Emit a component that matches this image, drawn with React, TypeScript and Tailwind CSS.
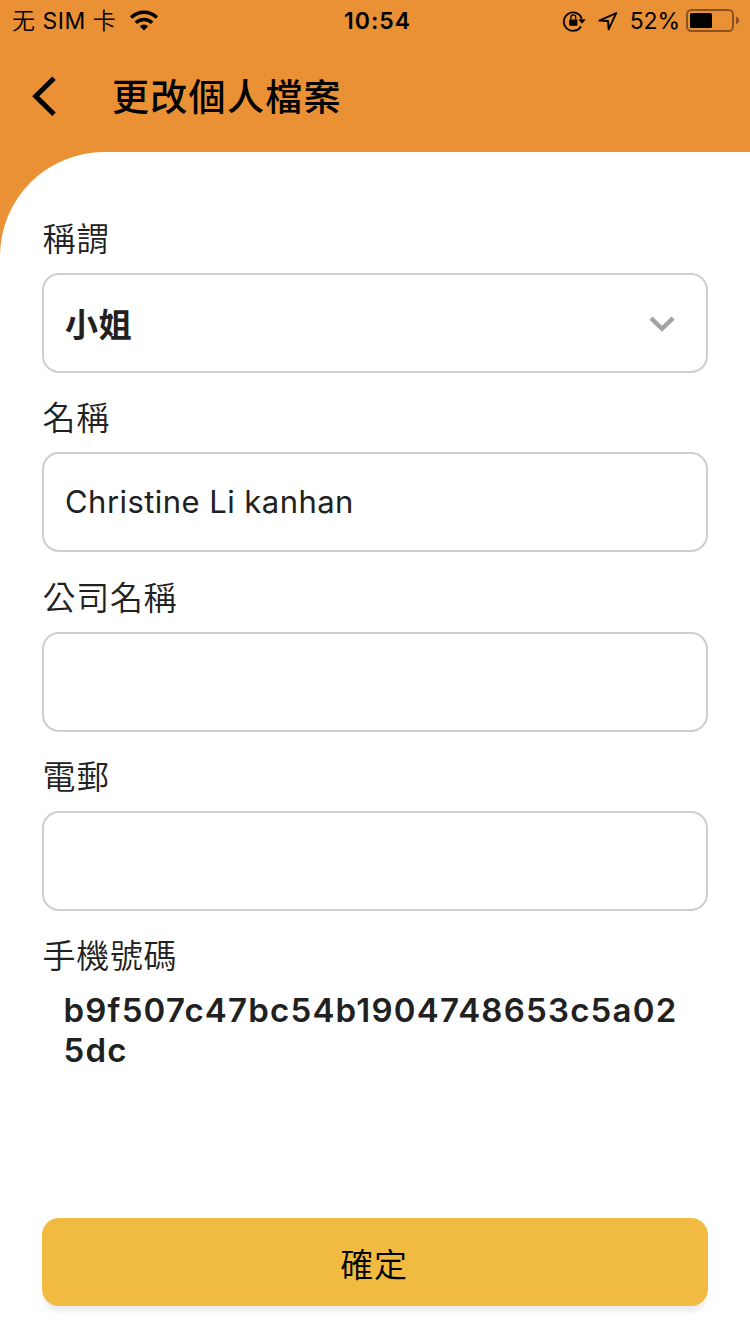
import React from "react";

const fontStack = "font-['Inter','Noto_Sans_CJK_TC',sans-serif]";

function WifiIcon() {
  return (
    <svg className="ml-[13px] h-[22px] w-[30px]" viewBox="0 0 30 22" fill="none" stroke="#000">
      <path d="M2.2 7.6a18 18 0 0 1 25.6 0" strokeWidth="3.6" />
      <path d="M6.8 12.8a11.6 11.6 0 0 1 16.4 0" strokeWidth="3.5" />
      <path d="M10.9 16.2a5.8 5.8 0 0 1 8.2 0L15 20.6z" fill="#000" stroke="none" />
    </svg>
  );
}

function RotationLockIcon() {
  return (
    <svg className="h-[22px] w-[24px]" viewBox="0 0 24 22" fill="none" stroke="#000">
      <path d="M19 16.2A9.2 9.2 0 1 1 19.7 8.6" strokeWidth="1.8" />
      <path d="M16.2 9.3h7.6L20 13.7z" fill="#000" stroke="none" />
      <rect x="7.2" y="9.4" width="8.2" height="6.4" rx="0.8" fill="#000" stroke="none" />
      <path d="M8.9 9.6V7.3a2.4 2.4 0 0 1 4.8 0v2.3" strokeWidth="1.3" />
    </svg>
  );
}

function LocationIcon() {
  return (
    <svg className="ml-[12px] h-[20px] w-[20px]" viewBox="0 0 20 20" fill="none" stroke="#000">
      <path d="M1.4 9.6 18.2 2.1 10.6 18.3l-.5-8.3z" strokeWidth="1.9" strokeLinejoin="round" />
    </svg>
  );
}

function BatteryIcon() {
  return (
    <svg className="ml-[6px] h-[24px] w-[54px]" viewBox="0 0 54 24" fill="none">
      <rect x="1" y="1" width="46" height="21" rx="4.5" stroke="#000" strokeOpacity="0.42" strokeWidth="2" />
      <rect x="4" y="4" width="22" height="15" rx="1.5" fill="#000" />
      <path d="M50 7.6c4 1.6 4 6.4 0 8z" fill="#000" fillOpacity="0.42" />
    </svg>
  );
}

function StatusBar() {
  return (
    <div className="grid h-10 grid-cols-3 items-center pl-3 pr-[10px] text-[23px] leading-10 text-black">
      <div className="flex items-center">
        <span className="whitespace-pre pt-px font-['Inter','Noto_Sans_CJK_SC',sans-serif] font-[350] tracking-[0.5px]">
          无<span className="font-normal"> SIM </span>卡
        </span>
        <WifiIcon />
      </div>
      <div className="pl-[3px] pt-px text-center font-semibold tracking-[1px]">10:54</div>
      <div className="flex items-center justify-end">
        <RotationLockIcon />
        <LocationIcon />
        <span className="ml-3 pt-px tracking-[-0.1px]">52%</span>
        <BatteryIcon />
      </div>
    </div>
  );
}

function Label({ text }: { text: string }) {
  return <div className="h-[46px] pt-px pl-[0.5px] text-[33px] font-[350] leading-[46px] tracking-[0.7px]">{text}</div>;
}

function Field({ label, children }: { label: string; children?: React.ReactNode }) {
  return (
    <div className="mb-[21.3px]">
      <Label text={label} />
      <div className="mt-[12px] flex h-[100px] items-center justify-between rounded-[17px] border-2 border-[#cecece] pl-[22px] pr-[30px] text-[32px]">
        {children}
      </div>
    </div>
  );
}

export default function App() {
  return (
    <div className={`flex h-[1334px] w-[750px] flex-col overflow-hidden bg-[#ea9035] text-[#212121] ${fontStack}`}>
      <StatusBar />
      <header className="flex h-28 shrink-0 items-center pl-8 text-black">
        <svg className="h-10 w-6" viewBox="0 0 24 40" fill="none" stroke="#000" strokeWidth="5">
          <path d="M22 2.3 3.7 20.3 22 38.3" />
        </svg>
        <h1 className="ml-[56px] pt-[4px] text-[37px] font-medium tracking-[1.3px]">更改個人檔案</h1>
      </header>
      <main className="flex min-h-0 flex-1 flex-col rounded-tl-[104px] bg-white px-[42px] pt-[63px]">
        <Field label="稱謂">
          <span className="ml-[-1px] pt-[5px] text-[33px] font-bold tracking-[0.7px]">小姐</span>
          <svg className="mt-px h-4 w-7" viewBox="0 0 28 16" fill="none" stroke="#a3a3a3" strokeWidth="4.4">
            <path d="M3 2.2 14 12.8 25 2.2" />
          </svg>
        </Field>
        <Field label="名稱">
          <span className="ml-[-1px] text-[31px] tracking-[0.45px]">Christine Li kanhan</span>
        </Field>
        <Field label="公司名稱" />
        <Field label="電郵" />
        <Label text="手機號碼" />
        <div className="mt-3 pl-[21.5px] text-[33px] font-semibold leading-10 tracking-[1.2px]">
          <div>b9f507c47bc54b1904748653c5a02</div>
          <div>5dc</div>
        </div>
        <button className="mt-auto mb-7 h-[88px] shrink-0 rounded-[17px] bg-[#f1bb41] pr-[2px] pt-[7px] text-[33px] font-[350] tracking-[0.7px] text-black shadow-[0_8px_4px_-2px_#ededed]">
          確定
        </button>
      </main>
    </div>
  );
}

====

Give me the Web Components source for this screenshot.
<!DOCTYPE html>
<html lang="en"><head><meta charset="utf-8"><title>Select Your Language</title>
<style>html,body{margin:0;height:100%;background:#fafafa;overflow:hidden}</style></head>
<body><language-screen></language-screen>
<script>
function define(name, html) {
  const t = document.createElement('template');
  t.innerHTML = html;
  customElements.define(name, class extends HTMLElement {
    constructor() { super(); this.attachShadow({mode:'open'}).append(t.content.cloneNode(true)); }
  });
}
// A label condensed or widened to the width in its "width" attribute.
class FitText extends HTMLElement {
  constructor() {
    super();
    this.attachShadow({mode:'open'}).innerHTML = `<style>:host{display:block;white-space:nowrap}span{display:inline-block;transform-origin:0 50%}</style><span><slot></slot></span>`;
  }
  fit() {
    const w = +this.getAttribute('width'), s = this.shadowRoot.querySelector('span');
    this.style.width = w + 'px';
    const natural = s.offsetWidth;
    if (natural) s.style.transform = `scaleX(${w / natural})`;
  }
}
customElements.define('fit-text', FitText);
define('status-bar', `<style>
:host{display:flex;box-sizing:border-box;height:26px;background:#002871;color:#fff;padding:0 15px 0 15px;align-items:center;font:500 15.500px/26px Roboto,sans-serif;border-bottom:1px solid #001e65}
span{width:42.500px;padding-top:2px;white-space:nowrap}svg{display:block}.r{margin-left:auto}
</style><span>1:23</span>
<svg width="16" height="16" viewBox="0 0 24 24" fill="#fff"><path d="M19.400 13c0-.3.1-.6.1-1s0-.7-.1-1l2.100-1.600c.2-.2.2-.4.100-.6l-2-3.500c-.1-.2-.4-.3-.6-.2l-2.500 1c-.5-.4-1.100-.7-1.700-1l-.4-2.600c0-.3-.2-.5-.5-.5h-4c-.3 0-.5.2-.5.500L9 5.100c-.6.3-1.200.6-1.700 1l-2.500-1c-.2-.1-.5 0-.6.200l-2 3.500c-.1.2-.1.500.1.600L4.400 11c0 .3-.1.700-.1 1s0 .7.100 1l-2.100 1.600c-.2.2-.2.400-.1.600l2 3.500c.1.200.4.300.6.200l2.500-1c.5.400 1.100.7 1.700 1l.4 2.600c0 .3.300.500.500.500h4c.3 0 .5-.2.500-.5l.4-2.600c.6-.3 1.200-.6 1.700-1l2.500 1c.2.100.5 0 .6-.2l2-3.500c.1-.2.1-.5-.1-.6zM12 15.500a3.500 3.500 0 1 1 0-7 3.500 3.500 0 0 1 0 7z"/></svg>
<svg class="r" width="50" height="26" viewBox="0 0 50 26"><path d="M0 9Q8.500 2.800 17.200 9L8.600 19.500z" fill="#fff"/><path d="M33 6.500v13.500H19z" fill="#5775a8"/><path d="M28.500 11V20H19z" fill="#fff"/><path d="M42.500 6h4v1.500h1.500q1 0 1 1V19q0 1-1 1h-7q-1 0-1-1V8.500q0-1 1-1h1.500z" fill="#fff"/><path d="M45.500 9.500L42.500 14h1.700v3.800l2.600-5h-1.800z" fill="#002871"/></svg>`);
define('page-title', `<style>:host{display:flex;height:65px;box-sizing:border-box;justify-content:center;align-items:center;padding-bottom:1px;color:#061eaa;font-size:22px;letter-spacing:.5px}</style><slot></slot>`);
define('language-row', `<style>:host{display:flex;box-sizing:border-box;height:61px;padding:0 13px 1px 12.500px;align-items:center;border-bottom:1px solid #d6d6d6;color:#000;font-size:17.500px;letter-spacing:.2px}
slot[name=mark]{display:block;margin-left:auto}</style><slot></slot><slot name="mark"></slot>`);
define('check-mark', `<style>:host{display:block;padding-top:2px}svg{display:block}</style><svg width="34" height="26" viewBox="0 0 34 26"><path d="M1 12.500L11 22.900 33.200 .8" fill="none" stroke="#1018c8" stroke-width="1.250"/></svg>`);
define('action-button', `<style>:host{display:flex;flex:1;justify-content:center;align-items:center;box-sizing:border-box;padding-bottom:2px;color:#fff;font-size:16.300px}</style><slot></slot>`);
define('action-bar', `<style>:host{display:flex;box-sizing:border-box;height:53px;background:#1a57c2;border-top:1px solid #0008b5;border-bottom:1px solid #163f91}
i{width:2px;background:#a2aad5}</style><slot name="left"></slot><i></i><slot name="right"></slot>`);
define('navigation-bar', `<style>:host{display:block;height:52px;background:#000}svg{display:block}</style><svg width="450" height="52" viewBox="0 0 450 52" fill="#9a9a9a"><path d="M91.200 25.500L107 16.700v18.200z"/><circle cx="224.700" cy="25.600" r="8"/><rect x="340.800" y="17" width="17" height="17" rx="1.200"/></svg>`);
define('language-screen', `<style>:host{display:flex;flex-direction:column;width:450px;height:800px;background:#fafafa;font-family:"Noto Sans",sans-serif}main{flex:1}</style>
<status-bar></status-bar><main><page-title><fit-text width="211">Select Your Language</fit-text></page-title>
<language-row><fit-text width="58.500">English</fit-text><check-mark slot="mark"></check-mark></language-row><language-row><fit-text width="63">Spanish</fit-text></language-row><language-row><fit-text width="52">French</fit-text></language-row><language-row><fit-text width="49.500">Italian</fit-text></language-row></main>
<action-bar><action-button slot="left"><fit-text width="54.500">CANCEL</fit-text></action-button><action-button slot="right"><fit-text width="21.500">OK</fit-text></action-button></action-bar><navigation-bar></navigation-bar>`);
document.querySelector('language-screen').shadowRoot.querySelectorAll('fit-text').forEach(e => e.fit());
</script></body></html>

====

- [REQUIRED TASK]: Each line in the entries above that includes the string "React" should be extracted.

- [OUTPUT FOR THIS TASK]:
Emit a component that matches this image, drawn with React, TypeScript and Tailwind CSS.
import React from "react";
function Field({ label, children }: { label: string; children?: React.ReactNode }) {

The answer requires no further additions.